For now, the credit Academia.edu most deserves is for their simple determination. Price has the classic Silicon Valley mentality – find the problem, develop the solution, make it better than everyone else’s. Academia.edu doesn’t do everything that open science should do. At least not yet. But that limited scope is still large enough to provide a very valuable service to 800,000 (and counting) scholars. They get quick and easy access to their colleague’s work, and they get quantifiable proof that their own research matters. Today, that’s a huge deal.

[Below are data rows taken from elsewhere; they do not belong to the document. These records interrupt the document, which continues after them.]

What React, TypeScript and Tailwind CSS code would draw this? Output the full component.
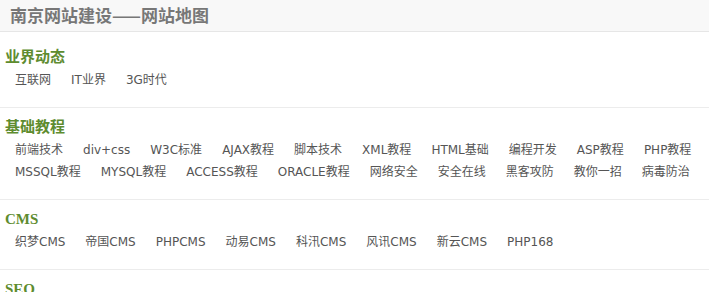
const sections: { title: string; links: string[] }[] = [
  { title: "业界动态", links: ["互联网", "IT业界", "3G时代"] },
  {
    title: "基础教程",
    links: [
      "前端技术",
      "div+css",
      "W3C标准",
      "AJAX教程",
      "脚本技术",
      "XML教程",
      "HTML基础",
      "编程开发",
      "ASP教程",
      "PHP教程",
      "MSSQL教程",
      "MYSQL教程",
      "ACCESS教程",
      "ORACLE教程",
      "网络安全",
      "安全在线",
      "黑客攻防",
      "教你一招",
      "病毒防治",
    ],
  },
  {
    title: "CMS",
    links: ["织梦CMS", "帝国CMS", "PHPCMS", "动易CMS", "科汛CMS", "风讯CMS", "新云CMS", "PHP168"],
  },
  { title: "SEO", links: [] },
];

function Section({ title, links }: { title: string; links: string[] }) {
  return (
    <section className="border-b border-[#ececec] pt-[9px] pb-[16px]">
      <h2 className="pl-[5px] text-[15px] leading-[20px] font-bold text-[#5e8c2f] font-['Liberation_Serif','Noto_Sans_CJK_SC',serif]">
        {title}
      </h2>
      {links.length > 0 && (
        <ul className="mt-[2px] flex flex-wrap gap-x-[20px] pl-[15px] text-[12px] leading-[22px] text-[#555] font-['DejaVu_Sans','Noto_Sans_CJK_SC',sans-serif]">
          {links.map((l) => (
            <li key={l}>
              <a href="#">{l}</a>
            </li>
          ))}
        </ul>
      )}
    </section>
  );
}

export default function App() {
  return (
    <div className="w-[709px] h-[292px] overflow-hidden bg-white">
      <div className="h-[32px] bg-[#f8f8f8] border-b border-[#e6e6e6] pl-[10px]">
        <h1 className="text-[17px] leading-[29px] font-bold text-[#777] font-['Noto_Sans_CJK_SC',sans-serif]">
          南京网站建设——网站地图
        </h1>
      </div>
      <div className="pt-[6px]">
        {sections.map((s) => (
          <Section key={s.title} title={s.title} links={s.links} />
        ))}
      </div>
    </div>
  );
}
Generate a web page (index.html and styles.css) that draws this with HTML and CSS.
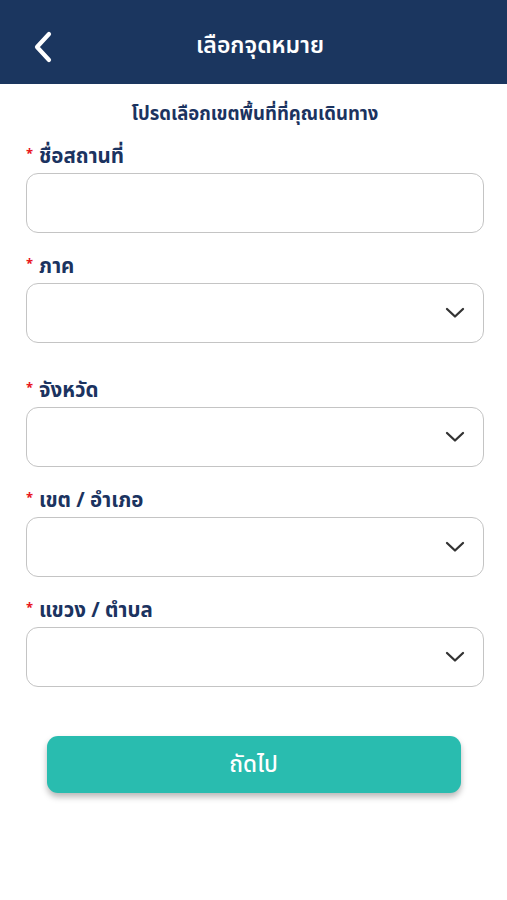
FILE: index.html
```html
<!DOCTYPE html>
<html lang="th">
<head>
<meta charset="utf-8">
<link rel="stylesheet" href="styles.css">
</head>
<body>
<header class="topbar">
  <span class="back">
    <svg width="22" height="32" viewBox="0 0 22 32"><path d="M17 3 L5 16 L17 29" fill="none" stroke="#fff" stroke-width="4.2" stroke-linecap="round" stroke-linejoin="round"/></svg>
  </span>
  <h1 class="title">เลือกจุดหมาย</h1>
</header>
<main class="content">
  <p class="subtitle">โปรดเลือกเขตพื้นที่ที่คุณเดินทาง</p>
  <div class="field">
    <label class="label"><span class="req">*</span>ชื่อสถานที่</label>
    <div class="box"></div>
  </div>
  <div class="field gap-lg">
    <label class="label"><span class="req">*</span>ภาค</label>
    <div class="box select"><svg class="chev" width="20" height="12" viewBox="0 0 20 12"><path d="M2 2 L10 9.5 L18 2" fill="none" stroke="#333" stroke-width="2.3" stroke-linecap="round" stroke-linejoin="round"/></svg></div>
  </div>
  <div class="field">
    <label class="label"><span class="req">*</span>จังหวัด</label>
    <div class="box select"><svg class="chev" width="20" height="12" viewBox="0 0 20 12"><path d="M2 2 L10 9.5 L18 2" fill="none" stroke="#333" stroke-width="2.3" stroke-linecap="round" stroke-linejoin="round"/></svg></div>
  </div>
  <div class="field">
    <label class="label"><span class="req">*</span>เขต / อำเภอ</label>
    <div class="box select"><svg class="chev" width="20" height="12" viewBox="0 0 20 12"><path d="M2 2 L10 9.5 L18 2" fill="none" stroke="#333" stroke-width="2.3" stroke-linecap="round" stroke-linejoin="round"/></svg></div>
  </div>
  <div class="field">
    <label class="label"><span class="req">*</span>แขวง / ตำบล</label>
    <div class="box select"><svg class="chev" width="20" height="12" viewBox="0 0 20 12"><path d="M2 2 L10 9.5 L18 2" fill="none" stroke="#333" stroke-width="2.3" stroke-linecap="round" stroke-linejoin="round"/></svg></div>
  </div>
  <div class="actions">
    <button class="next">ถัดไป</button>
  </div>
</main>
</body>
</html>
```
FILE: styles.css
```css
* { box-sizing: border-box; }
html, body { margin: 0; padding: 0; background: #fff; }
body {
  width: 507px;
  height: 900px;
  font-family: "Noto Sans Thai", "Noto Sans", "DejaVu Sans", sans-serif;
  color: #1b3360;
}
.topbar {
  height: 84px;
  background: #1b365f;
  display: flex;
  align-items: center;
  justify-content: center;
  position: relative;
}
.back {
  position: absolute;
  left: 32px;
  top: 31px;
  display: flex;
}
.title {
  margin: 0;
  color: #fff;
  font-size: 23px;
  font-weight: 600;
  line-height: 30px;
  padding-left: 13px;
  padding-top: 8px;
}
.content {
  padding: 18px 23px 0 26px;
}
.subtitle {
  margin: 0 0 18px;
  text-align: center;
  font-size: 18.5px;
  font-weight: 700;
  line-height: 24px;
  color: #1b3360;
}
.field { margin-bottom: 21px; }
.field.gap-lg { margin-bottom: 35px; }
.label {
  display: flex;
  align-items: center;
  height: 24px;
  font-size: 20.5px;
  font-weight: 700;
  color: #1b3360;
  margin-bottom: 5px;
}
.req {
  color: #e8141b;
  font-size: 13px;
  margin-right: 6px;
  margin-left: 0;
  position: relative;
  top: -2px;
}
.box {
  height: 60px;
  border: 1.5px solid #c4c4c4;
  border-radius: 12px;
  background: #fff;
  display: flex;
  align-items: center;
  justify-content: flex-end;
  padding-right: 18px;
}
.actions {
  display: flex;
  justify-content: center;
  padding-top: 28px;
  padding-right: 3px;
}
.next {
  width: 414px;
  height: 57px;
  border: none;
  border-radius: 11px;
  background: #29bcaf;
  color: #fff;
  font-family: inherit;
  font-size: 22.5px;
  font-weight: 500;
  box-shadow: 0 4px 6px rgba(0,0,0,0.28);
}
```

Tomorrow, I’d hope for something more. Price made it clear that he wants to eventually walk further down the path of open science, providing the arena for discussions (and learning how to credit people for ideas they generate therein), allowing the sharing of raw data, the open development of code, etc, etc. Getting the distribution cycle down to days instead of months is potentially revolutionizing the entire world of research. Transforming science into a real-time online event…that’s a vision that’s still far, far ahead of us. But it seems closer now than before.